MATERIAL FOR THIS EXERCISE |
==========
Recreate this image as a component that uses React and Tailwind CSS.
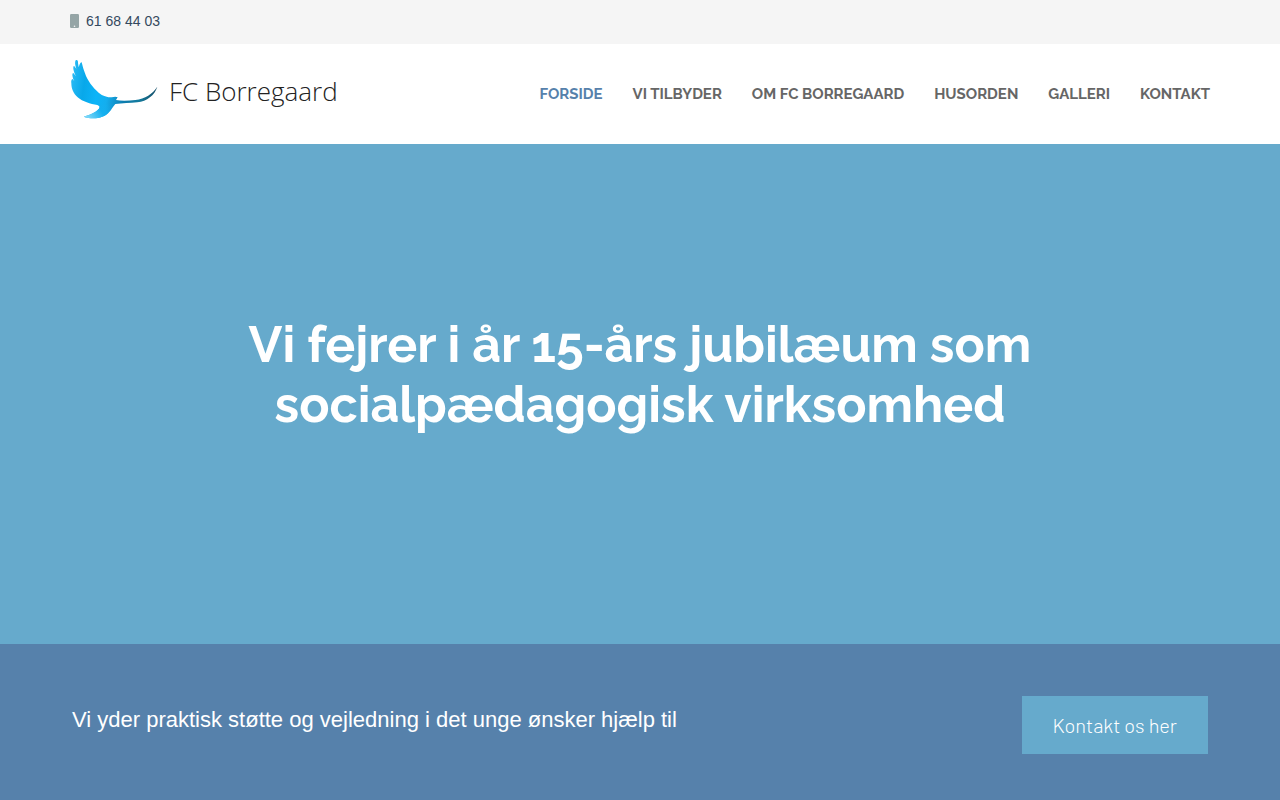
==========
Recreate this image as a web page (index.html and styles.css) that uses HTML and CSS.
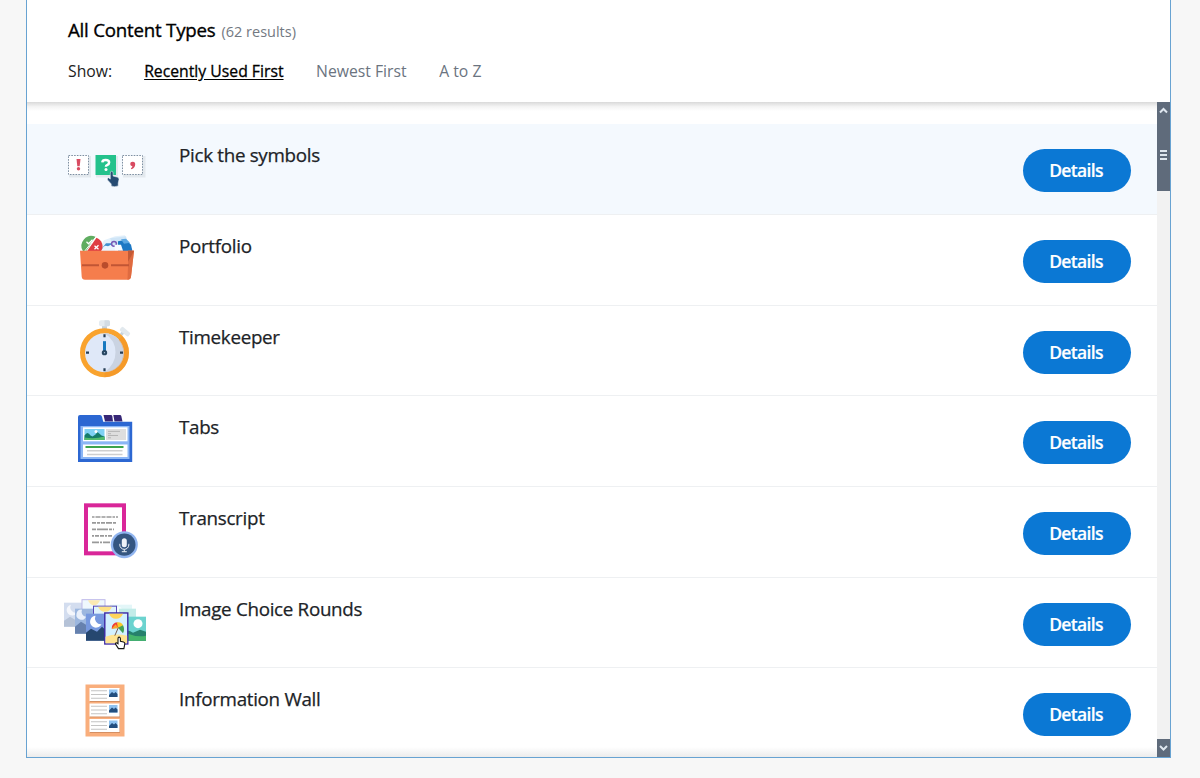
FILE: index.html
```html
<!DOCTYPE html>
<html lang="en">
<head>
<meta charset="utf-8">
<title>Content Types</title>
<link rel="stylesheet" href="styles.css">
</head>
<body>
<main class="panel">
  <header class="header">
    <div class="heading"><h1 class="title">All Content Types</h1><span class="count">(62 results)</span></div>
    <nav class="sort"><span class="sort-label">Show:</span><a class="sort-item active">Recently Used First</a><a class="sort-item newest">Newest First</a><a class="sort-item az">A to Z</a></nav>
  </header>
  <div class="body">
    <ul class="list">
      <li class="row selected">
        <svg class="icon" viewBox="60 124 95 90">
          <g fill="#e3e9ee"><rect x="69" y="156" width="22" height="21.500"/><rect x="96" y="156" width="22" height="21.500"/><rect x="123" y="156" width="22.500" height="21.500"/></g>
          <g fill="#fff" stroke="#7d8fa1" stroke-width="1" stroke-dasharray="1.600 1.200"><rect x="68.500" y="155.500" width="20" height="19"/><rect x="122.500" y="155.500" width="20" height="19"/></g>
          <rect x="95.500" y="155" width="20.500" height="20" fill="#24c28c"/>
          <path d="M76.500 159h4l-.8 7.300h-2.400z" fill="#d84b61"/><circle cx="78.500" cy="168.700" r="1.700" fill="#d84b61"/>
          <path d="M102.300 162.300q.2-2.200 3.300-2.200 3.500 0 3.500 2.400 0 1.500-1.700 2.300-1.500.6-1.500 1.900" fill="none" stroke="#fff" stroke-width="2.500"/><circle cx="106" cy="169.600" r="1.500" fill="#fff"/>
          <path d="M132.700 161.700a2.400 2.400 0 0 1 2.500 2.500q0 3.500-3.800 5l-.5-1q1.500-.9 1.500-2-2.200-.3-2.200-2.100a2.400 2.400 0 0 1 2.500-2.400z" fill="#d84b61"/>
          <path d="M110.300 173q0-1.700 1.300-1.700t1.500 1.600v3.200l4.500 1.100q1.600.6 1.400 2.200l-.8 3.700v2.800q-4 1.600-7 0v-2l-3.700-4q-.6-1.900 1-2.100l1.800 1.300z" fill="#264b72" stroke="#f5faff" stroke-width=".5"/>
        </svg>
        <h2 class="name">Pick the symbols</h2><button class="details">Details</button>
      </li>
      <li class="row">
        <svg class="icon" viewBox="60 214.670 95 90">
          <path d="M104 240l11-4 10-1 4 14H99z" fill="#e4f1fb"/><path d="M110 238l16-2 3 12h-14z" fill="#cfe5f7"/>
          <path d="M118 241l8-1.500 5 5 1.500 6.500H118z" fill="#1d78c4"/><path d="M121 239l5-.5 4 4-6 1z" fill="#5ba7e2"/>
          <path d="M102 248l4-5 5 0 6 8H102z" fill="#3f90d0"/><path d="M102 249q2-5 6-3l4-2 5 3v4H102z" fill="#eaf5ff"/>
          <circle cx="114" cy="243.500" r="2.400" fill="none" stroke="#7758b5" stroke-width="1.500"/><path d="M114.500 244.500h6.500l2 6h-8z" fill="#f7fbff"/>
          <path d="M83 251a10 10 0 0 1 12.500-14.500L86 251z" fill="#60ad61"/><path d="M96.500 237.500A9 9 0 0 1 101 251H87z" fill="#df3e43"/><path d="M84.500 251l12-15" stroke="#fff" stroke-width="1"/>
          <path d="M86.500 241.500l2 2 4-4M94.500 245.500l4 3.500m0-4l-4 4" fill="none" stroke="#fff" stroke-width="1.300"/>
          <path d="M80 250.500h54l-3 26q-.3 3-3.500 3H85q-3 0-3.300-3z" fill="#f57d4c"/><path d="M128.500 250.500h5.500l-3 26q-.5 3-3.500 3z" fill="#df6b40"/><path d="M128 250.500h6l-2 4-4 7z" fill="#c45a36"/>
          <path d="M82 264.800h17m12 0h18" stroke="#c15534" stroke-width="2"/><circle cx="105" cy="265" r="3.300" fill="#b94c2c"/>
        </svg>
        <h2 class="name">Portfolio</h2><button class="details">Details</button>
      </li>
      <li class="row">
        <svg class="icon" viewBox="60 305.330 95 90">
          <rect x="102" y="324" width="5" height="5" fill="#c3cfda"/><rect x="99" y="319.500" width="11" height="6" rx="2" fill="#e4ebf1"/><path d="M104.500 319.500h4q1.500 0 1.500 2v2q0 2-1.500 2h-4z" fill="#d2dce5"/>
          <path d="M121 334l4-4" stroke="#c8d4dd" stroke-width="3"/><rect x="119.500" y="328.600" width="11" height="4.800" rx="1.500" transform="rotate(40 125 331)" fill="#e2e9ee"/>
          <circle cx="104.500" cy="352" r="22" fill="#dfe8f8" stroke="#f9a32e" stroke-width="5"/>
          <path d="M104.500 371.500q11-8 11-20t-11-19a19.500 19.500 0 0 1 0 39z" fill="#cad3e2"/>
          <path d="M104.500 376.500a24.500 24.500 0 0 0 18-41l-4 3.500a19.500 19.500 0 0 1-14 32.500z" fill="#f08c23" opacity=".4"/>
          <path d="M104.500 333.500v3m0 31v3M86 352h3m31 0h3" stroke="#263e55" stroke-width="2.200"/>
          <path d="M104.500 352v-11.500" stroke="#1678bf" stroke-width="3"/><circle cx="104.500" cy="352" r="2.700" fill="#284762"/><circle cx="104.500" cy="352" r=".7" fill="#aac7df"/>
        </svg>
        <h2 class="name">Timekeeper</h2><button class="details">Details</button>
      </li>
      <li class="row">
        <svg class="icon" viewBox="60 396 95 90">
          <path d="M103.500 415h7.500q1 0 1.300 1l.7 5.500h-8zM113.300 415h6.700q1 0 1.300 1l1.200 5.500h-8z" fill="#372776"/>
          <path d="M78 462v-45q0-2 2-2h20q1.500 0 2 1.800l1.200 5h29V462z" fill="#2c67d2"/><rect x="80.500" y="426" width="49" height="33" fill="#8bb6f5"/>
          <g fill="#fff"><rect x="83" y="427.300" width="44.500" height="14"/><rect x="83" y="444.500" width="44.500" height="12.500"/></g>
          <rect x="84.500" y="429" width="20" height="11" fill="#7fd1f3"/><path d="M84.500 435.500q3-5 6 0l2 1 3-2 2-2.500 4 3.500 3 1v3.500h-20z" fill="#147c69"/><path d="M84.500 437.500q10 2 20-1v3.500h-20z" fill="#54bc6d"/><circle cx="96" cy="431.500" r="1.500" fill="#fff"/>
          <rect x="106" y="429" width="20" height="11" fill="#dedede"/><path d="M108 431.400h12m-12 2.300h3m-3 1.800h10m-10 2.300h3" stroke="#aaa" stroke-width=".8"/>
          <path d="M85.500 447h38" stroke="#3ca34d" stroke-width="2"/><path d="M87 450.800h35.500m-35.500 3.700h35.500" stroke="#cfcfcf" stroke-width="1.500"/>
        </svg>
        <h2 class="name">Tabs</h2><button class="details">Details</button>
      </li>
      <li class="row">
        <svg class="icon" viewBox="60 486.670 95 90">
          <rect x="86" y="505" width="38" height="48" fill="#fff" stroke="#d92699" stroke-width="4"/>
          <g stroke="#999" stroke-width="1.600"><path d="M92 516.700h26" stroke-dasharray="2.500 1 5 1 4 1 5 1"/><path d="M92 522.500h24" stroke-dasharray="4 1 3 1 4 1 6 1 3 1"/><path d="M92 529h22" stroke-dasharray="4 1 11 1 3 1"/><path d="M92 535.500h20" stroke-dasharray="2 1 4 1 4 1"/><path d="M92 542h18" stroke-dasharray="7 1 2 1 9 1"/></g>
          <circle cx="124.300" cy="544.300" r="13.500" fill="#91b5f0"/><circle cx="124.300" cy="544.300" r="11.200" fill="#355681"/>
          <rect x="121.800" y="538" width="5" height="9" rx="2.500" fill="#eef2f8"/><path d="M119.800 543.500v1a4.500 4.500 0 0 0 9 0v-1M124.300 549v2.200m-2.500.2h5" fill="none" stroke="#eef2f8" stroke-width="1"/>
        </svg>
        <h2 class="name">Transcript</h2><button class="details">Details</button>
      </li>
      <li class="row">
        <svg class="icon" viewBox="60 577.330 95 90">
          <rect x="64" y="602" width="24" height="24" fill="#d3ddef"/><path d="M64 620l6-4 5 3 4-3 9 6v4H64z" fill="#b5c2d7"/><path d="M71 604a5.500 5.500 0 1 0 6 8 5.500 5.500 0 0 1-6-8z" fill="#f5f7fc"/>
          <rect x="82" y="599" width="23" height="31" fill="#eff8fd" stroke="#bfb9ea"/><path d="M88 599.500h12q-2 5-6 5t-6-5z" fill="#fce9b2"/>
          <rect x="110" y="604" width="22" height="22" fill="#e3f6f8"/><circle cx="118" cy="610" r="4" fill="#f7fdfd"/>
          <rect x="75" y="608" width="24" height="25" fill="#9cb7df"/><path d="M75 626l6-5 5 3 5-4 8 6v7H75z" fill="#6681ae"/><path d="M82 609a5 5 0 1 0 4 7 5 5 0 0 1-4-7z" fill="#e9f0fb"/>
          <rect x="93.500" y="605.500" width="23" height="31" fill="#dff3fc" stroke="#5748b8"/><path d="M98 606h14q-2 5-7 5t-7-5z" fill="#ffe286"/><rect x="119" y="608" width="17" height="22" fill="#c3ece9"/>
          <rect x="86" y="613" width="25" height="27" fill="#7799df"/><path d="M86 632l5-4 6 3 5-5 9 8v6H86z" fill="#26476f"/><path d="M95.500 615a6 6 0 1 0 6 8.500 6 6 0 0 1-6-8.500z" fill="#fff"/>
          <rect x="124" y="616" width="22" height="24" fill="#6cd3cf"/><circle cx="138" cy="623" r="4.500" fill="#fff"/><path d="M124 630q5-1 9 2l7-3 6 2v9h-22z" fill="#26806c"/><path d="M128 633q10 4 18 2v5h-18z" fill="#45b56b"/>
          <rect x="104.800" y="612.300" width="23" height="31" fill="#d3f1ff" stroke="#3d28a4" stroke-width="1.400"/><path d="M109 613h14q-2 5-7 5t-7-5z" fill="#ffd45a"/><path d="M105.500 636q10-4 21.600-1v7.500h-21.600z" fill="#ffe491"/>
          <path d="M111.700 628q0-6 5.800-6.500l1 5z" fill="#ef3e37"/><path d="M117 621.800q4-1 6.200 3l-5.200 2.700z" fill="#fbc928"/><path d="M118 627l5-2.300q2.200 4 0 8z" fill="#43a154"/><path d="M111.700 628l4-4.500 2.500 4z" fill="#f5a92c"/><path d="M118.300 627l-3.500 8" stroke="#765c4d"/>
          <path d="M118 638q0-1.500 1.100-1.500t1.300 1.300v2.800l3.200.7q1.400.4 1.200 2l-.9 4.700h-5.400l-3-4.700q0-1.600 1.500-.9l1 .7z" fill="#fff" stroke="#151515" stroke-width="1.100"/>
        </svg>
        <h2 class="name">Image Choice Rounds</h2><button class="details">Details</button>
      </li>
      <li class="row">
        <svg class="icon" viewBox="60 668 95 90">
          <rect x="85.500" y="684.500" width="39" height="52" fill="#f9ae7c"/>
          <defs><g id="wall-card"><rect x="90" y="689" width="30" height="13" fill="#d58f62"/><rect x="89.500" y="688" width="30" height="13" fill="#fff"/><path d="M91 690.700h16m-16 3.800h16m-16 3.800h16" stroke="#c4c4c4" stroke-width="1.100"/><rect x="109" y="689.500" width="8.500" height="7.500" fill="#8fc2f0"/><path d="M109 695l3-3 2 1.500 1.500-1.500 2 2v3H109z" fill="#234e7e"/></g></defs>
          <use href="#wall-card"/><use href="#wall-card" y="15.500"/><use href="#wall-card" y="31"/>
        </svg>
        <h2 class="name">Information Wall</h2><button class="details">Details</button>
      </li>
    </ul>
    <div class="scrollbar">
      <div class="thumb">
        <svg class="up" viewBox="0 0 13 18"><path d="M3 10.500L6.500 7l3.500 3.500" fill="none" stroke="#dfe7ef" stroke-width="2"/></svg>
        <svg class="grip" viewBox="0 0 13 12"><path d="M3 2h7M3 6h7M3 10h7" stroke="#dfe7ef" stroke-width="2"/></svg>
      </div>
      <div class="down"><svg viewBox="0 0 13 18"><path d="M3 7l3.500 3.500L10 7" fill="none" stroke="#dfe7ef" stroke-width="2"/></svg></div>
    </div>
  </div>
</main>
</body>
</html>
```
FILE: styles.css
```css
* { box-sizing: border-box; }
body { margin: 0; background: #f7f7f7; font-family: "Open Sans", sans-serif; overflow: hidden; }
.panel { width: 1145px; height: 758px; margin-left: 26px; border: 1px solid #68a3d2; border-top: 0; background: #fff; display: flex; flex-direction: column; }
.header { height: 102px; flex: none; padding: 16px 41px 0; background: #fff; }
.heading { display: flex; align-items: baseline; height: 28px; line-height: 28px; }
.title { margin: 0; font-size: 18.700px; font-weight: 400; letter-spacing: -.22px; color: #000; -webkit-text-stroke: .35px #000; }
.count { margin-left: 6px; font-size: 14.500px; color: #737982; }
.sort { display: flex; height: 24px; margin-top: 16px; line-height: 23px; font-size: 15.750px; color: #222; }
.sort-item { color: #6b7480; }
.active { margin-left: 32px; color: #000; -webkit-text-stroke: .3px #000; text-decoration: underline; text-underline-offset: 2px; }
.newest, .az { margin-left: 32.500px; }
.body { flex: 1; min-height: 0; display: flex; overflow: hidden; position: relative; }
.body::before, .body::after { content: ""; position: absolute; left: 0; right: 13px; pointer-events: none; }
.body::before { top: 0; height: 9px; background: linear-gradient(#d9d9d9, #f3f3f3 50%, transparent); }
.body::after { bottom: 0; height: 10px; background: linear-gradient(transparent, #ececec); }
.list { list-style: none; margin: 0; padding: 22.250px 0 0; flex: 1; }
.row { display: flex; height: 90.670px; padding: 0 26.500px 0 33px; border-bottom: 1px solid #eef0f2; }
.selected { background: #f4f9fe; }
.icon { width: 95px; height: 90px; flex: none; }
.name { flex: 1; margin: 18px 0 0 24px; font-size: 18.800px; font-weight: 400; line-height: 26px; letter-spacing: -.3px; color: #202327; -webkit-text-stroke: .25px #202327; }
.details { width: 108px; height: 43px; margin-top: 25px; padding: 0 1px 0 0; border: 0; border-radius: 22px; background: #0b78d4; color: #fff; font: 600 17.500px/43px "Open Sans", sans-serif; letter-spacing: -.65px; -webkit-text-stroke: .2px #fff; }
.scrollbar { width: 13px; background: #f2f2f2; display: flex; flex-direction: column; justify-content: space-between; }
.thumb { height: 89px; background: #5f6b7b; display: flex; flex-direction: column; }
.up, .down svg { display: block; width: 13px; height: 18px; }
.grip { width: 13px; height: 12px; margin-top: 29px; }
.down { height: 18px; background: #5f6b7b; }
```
==========
EXERCISE TASK |
Scan the records above for the string "styles", then report every line that contains it.

EXERCISE OUTPUT |
Recreate this image as a web page (index.html and styles.css) that uses HTML and CSS.
<link rel="stylesheet" href="styles.css">
FILE: styles.css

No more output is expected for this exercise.